The VCCF purchased a 53,500-square-foot property for $6.9 million from inventor and philanthropist Fred Kavli in 2012 to house the nonprofit center, property records show.
The foundation board committed $3 million of the foundation’s capital to the center and pursued a capital campaign to raise $10 million more.
“We are exploring all options related to the foundation’s building, including refinancing or a potential new owner,” Bechtel said.
Bechtel took over leadership at the VCCF in February for Hugh Ralston, who left the foundation to take on a leading role at the Fresno Regional Foundation. He headed the VCCF for 11 years.
The VCCF has linked wealthy donors with community needs since 1987.
Bechtel oversees about $137 million in charitable assets, as well as a scholarship program that awarded $1.2 million to local students in 2014 and 600 funds that grant more than $4 million annually to local nonprofits, according to a news release.
It has averaged an 8.4 percent annual return on its portfolio for the past 20 years. An independent study by Colonial Consulting found that’s better than the returns posted by 27 other foundations of similar size, Bechtel said.

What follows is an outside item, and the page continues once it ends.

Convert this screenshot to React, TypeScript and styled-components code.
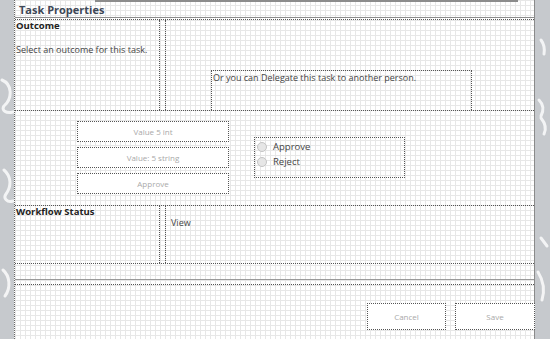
import React from 'react';
import styled, { createGlobalStyle } from 'styled-components';

const GlobalStyle = createGlobalStyle`
  html, body {
    margin: 0;
    padding: 0;
    background: #c6c9cd;
  }
  body {
    font-family: 'Open Sans', 'Liberation Sans', sans-serif;
  }
`;

const Page = styled.div`
  display: flex;
  width: 550px;
  height: 339px;
  overflow: hidden;
`;

const Rail = styled.div<{ $width: number }>`
  width: ${(p) => p.$width}px;
  flex-shrink: 0;
  background: #c6c9cd;
  position: relative;

  svg {
    position: absolute;
    inset: 0;
  }
`;

const Canvas = styled.div`
  flex: 1;
  display: flex;
  flex-direction: column;
  border-left: 1px dotted #666;
  border-right: 1px solid #8a8a8a;
  background-color: #fff;
  background-image:
    linear-gradient(#e7e7e7 1px, transparent 1px),
    linear-gradient(90deg, #e7e7e7 1px, transparent 1px);
  background-size: 5px 5px;
  color: #444;
  font-size: 9px;
`;

const TopRule = styled.div`
  height: 3px;
  display: flex;

  &::after {
    content: '';
    flex: 1;
    margin: 0 16px 0 80px;
    border-top: 2px solid #8c8c8c;
  }
`;

const Header = styled.div`
  height: 14px;
  line-height: 14px;
  padding-left: 4px;
  font-size: 11px;
  font-weight: 700;
  color: #3d4756;
  border-bottom: 1px solid #8c8c8c;
`;

const Section = styled.div<{ $height: number; $gap?: number }>`
  height: ${(p) => p.$height}px;
  margin-top: ${(p) => p.$gap ?? 0}px;
  display: flex;
  border-top: 1px dotted #555;
  border-bottom: 1px dotted #555;
  box-sizing: border-box;
`;

const LabelCell = styled.div`
  width: 144px;
  border-right: 1px dotted #555;
  display: flex;
  flex-direction: column;
`;

const ValueCell = styled.div`
  flex: 1;
  margin-left: 5px;
  border-left: 1px dotted #555;
  display: flex;
  flex-direction: column;
`;

const Title = styled.div`
  font-weight: 700;
  color: #222;
  font-size: 9.5px;
  line-height: 11px;
  padding-left: 1px;
`;

const Text = styled.div<{ $pad: string }>`
  padding: ${(p) => p.$pad};
  line-height: 12px;
  white-space: nowrap;
`;

const DelegateBox = styled.div`
  margin: auto 0 0 45px;
  width: 261px;
  height: 40px;
  box-sizing: border-box;
  border: 1px dotted #555;
  border-bottom: none;
  padding: 1px 0 0 1px;
  line-height: 12px;
  white-space: nowrap;
`;

const Middle = styled.div`
  height: 94px;
  display: flex;
  align-items: flex-start;
  padding: 10px 0 0 62px;
  box-sizing: border-box;
  gap: 25px;
`;

const ButtonStack = styled.div`
  display: flex;
  flex-direction: column;
  gap: 5px;
`;

const GhostButton = styled.div<{ $width: number }>`
  width: ${(p) => p.$width}px;
  height: 21px;
  box-sizing: border-box;
  border: 1px dotted #555;
  background: #fff;
  color: #a9a9a9;
  font-size: 8px;
  display: flex;
  align-items: center;
  justify-content: center;
`;

const RadioBox = styled.div`
  margin-top: 16px;
  width: 151px;
  height: 41px;
  box-sizing: border-box;
  border: 1px dotted #555;
  padding: 2px 0 0 2px;
  display: flex;
  flex-direction: column;
  gap: 2px;
`;

const RadioRow = styled.label`
  display: flex;
  align-items: center;
  gap: 6px;
  height: 13px;
  font-size: 9.5px;
  color: #444;
`;

const RadioDot = styled.span`
  width: 8px;
  height: 8px;
  border-radius: 50%;
  border: 1px solid #c4c4c4;
  background: #e6e6e6;
`;

const Spacer = styled.div`
  height: 15px;
`;

const DoubleRule = styled.div`
  height: 4px;
  border-top: 1px solid #9a9a9a;
  border-bottom: 1px dotted #555;
`;

const Footer = styled.div`
  display: flex;
  justify-content: flex-end;
  gap: 9px;
  padding-top: 18px;
  margin-right: -1px;
`;

const FooterButton = styled(GhostButton)`
  height: 27px;
`;

const Watermark = ({ side }: { side: 'left' | 'right' }) => (
  <svg width="100%" height="339" viewBox={side === 'left' ? '0 0 14 339' : '0 0 15 339'}>
    <g fill="none" stroke="#fff" strokeWidth="3" strokeLinecap="round" opacity="0.8">
      {side === 'left' ? (
        <>
          <path d="M2 80 C12 84 13 98 4 106 C1 110 6 114 13 112" />
          <path d="M4 170 C11 176 12 186 6 194 C3 198 7 203 13 201" />
          <path d="M3 270 C10 276 11 288 5 296" />
        </>
      ) : (
        <>
          <path d="M6 40 C9 44 10 48 9 54" />
          <path d="M4 100 C8 104 9 110 6 116" />
          <path d="M6 118 C10 123 12 128 9 134" />
          <path d="M6 238 L12 246" />
          <path d="M3 272 C8 280 10 290 7 300" />
        </>
      )}
    </g>
  </svg>
);

export default function App() {
  return (
    <>
      <GlobalStyle />
      <Page>
        <Rail $width={14}>
          <Watermark side="left" />
        </Rail>
        <Canvas>
          <TopRule />
          <Header>Task Properties</Header>
          <Section $height={92} $gap={1}>
            <LabelCell>
              <Title>Outcome</Title>
              <Text $pad="13px 0 0 1px">Select an outcome for this task.</Text>
            </LabelCell>
            <ValueCell>
              <DelegateBox>Or you can Delegate this task to another person.</DelegateBox>
            </ValueCell>
          </Section>
          <Middle>
            <ButtonStack>
              <GhostButton $width={152}>Value 5 int</GhostButton>
              <GhostButton $width={152}>Value: 5 string</GhostButton>
              <GhostButton $width={152}>Approve</GhostButton>
            </ButtonStack>
            <RadioBox>
              <RadioRow>
                <RadioDot />
                Approve
              </RadioRow>
              <RadioRow>
                <RadioDot />
                Reject
              </RadioRow>
            </RadioBox>
          </Middle>
          <Section $height={59}>
            <LabelCell>
              <Title>Workflow Status</Title>
            </LabelCell>
            <ValueCell>
              <Text $pad="11px 0 0 5px">View</Text>
            </ValueCell>
          </Section>
          <Spacer />
          <DoubleRule />
          <Footer>
            <FooterButton $width={79}>Cancel</FooterButton>
            <FooterButton $width={80}>Save</FooterButton>
          </Footer>
        </Canvas>
        <Rail $width={15}>
          <Watermark side="right" />
        </Rail>
      </Page>
    </>
  );
}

“We are implementing changes today to update our procedures and will continue to work tirelessly to ensure the financial stability of the foundation that assists so many worthy local causes with the support of our donors,” she said. “We continue to work on our restructure plans that will ensure the foundation is financially sound, expertly manages our donors’ funds and is able to support the community into the future.”